**RECORDED INFORMATION:**
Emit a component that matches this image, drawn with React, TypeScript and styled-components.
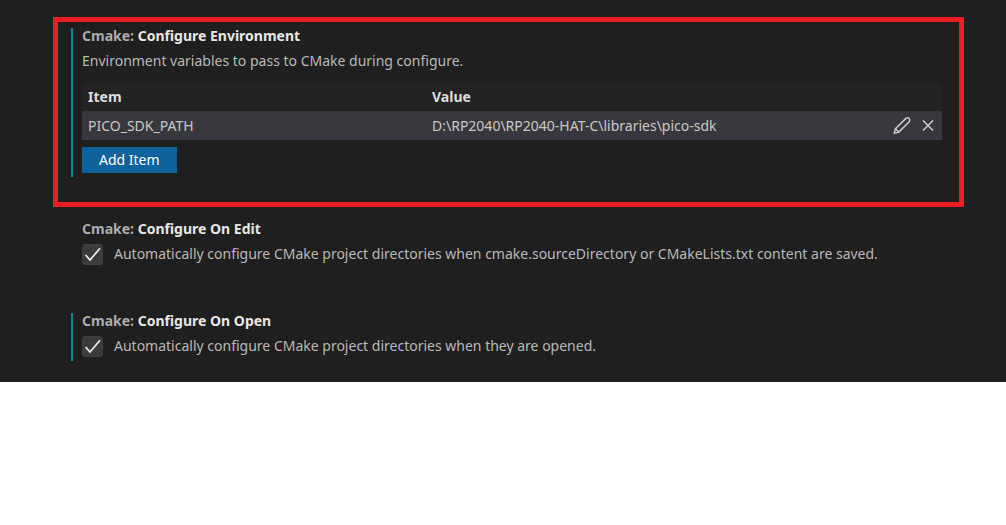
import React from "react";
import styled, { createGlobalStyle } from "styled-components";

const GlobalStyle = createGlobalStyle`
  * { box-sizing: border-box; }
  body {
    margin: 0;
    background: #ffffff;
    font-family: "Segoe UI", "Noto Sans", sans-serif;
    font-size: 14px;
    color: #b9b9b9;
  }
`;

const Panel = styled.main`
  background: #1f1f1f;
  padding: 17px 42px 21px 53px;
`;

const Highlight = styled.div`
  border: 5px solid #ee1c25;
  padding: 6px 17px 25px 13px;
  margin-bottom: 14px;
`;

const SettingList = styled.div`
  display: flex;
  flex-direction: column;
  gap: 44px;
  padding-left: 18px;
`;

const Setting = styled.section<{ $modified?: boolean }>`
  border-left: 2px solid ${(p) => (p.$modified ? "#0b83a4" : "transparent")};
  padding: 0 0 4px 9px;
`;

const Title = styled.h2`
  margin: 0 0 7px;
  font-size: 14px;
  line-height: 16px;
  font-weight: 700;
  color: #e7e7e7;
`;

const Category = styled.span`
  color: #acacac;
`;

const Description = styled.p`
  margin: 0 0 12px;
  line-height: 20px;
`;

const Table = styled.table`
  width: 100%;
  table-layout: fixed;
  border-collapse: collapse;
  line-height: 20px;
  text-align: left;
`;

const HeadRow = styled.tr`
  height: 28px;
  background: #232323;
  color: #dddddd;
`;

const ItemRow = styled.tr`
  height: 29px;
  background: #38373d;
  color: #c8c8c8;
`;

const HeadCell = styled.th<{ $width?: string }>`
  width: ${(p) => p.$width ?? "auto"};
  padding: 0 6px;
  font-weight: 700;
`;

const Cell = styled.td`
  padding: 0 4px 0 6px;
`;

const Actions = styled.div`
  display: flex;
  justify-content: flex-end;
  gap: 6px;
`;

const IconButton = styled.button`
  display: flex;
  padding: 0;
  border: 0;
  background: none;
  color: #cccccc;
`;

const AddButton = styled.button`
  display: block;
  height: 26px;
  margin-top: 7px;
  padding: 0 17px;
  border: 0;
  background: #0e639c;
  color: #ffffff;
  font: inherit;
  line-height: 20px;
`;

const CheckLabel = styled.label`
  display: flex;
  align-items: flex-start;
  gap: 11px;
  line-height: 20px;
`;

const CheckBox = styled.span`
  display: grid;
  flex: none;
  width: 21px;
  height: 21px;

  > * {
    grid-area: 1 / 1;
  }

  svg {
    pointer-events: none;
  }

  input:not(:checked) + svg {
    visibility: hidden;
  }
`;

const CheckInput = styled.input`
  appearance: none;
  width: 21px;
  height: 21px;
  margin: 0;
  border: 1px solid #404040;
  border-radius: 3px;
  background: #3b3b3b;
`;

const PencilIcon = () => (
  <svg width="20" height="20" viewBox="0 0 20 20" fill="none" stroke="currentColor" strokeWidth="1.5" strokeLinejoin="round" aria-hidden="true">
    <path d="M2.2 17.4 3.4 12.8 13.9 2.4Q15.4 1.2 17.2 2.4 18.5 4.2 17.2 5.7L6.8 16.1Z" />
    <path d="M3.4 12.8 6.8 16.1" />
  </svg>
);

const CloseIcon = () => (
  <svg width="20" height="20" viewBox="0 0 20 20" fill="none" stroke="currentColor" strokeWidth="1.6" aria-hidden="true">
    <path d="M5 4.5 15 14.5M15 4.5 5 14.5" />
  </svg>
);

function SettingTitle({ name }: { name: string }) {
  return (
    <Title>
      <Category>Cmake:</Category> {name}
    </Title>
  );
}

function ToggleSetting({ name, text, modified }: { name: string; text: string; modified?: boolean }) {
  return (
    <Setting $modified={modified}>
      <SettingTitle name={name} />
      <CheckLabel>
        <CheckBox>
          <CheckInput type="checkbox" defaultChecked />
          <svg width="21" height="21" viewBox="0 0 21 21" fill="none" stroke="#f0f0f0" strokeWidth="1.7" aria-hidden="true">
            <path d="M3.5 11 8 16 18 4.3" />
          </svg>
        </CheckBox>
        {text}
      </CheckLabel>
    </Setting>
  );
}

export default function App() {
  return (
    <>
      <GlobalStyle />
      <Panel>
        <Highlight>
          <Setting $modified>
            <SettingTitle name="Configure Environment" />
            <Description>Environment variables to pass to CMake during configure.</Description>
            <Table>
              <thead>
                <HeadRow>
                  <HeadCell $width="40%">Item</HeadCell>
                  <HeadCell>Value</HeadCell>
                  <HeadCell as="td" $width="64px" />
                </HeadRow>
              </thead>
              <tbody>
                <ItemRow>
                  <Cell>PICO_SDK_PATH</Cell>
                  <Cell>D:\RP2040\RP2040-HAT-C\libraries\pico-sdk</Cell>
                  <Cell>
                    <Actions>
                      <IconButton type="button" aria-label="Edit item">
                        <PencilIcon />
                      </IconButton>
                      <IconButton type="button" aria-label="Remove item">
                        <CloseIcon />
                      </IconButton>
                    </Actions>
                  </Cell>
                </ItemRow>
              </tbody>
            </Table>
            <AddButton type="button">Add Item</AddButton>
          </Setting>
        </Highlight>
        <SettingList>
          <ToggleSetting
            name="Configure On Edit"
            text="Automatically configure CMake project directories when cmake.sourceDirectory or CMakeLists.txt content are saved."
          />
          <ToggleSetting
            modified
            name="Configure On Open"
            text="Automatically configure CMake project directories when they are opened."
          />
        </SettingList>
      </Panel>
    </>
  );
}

**EXERCISE DESCRIPTION:**
Quote everything in the listing above exactly; pictures are the only thing to omit.

**FULL ANSWER:**
Emit a component that matches this image, drawn with React, TypeScript and styled-components.
import React from "react";
import styled, { createGlobalStyle } from "styled-components";

const GlobalStyle = createGlobalStyle`
  * { box-sizing: border-box; }
  body {
    margin: 0;
    background: #ffffff;
    font-family: "Segoe UI", "Noto Sans", sans-serif;
    font-size: 14px;
    color: #b9b9b9;
  }
`;

const Panel = styled.main`
  background: #1f1f1f;
  padding: 17px 42px 21px 53px;
`;

const Highlight = styled.div`
  border: 5px solid #ee1c25;
  padding: 6px 17px 25px 13px;
  margin-bottom: 14px;
`;

const SettingList = styled.div`
  display: flex;
  flex-direction: column;
  gap: 44px;
  padding-left: 18px;
`;

const Setting = styled.section<{ $modified?: boolean }>`
  border-left: 2px solid ${(p) => (p.$modified ? "#0b83a4" : "transparent")};
  padding: 0 0 4px 9px;
`;

const Title = styled.h2`
  margin: 0 0 7px;
  font-size: 14px;
  line-height: 16px;
  font-weight: 700;
  color: #e7e7e7;
`;

const Category = styled.span`
  color: #acacac;
`;

const Description = styled.p`
  margin: 0 0 12px;
  line-height: 20px;
`;

const Table = styled.table`
  width: 100%;
  table-layout: fixed;
  border-collapse: collapse;
  line-height: 20px;
  text-align: left;
`;

const HeadRow = styled.tr`
  height: 28px;
  background: #232323;
  color: #dddddd;
`;

const ItemRow = styled.tr`
  height: 29px;
  background: #38373d;
  color: #c8c8c8;
`;

const HeadCell = styled.th<{ $width?: string }>`
  width: ${(p) => p.$width ?? "auto"};
  padding: 0 6px;
  font-weight: 700;
`;

const Cell = styled.td`
  padding: 0 4px 0 6px;
`;

const Actions = styled.div`
  display: flex;
  justify-content: flex-end;
  gap: 6px;
`;

const IconButton = styled.button`
  display: flex;
  padding: 0;
  border: 0;
  background: none;
  color: #cccccc;
`;

const AddButton = styled.button`
  display: block;
  height: 26px;
  margin-top: 7px;
  padding: 0 17px;
  border: 0;
  background: #0e639c;
  color: #ffffff;
  font: inherit;
  line-height: 20px;
`;

const CheckLabel = styled.label`
  display: flex;
  align-items: flex-start;
  gap: 11px;
  line-height: 20px;
`;

const CheckBox = styled.span`
  display: grid;
  flex: none;
  width: 21px;
  height: 21px;

  > * {
    grid-area: 1 / 1;
  }

  svg {
    pointer-events: none;
  }

  input:not(:checked) + svg {
    visibility: hidden;
  }
`;

const CheckInput = styled.input`
  appearance: none;
  width: 21px;
  height: 21px;
  margin: 0;
  border: 1px solid #404040;
  border-radius: 3px;
  background: #3b3b3b;
`;

const PencilIcon = () => (
  <svg width="20" height="20" viewBox="0 0 20 20" fill="none" stroke="currentColor" strokeWidth="1.5" strokeLinejoin="round" aria-hidden="true">
    <path d="M2.2 17.4 3.4 12.8 13.9 2.4Q15.4 1.2 17.2 2.4 18.5 4.2 17.2 5.7L6.8 16.1Z" />
    <path d="M3.4 12.8 6.8 16.1" />
  </svg>
);

const CloseIcon = () => (
  <svg width="20" height="20" viewBox="0 0 20 20" fill="none" stroke="currentColor" strokeWidth="1.6" aria-hidden="true">
    <path d="M5 4.5 15 14.5M15 4.5 5 14.5" />
  </svg>
);

function SettingTitle({ name }: { name: string }) {
  return (
    <Title>
      <Category>Cmake:</Category> {name}
    </Title>
  );
}

function ToggleSetting({ name, text, modified }: { name: string; text: string; modified?: boolean }) {
  return (
    <Setting $modified={modified}>
      <SettingTitle name={name} />
      <CheckLabel>
        <CheckBox>
          <CheckInput type="checkbox" defaultChecked />
          <svg width="21" height="21" viewBox="0 0 21 21" fill="none" stroke="#f0f0f0" strokeWidth="1.7" aria-hidden="true">
            <path d="M3.5 11 8 16 18 4.3" />
          </svg>
        </CheckBox>
        {text}
      </CheckLabel>
    </Setting>
  );
}

export default function App() {
  return (
    <>
      <GlobalStyle />
      <Panel>
        <Highlight>
          <Setting $modified>
            <SettingTitle name="Configure Environment" />
            <Description>Environment variables to pass to CMake during configure.</Description>
            <Table>
              <thead>
                <HeadRow>
                  <HeadCell $width="40%">Item</HeadCell>
                  <HeadCell>Value</HeadCell>
                  <HeadCell as="td" $width="64px" />
                </HeadRow>
              </thead>
              <tbody>
                <ItemRow>
                  <Cell>PICO_SDK_PATH</Cell>
                  <Cell>D:\RP2040\RP2040-HAT-C\libraries\pico-sdk</Cell>
                  <Cell>
                    <Actions>
                      <IconButton type="button" aria-label="Edit item">
                        <PencilIcon />
                      </IconButton>
                      <IconButton type="button" aria-label="Remove item">
                        <CloseIcon />
                      </IconButton>
                    </Actions>
                  </Cell>
                </ItemRow>
              </tbody>
            </Table>
            <AddButton type="button">Add Item</AddButton>
          </Setting>
        </Highlight>
        <SettingList>
          <ToggleSetting
            name="Configure On Edit"
            text="Automatically configure CMake project directories when cmake.sourceDirectory or CMakeLists.txt content are saved."
          />
          <ToggleSetting
            modified
            name="Configure On Open"
            text="Automatically configure CMake project directories when they are opened."
          />
        </SettingList>
      </Panel>
    </>
  );
}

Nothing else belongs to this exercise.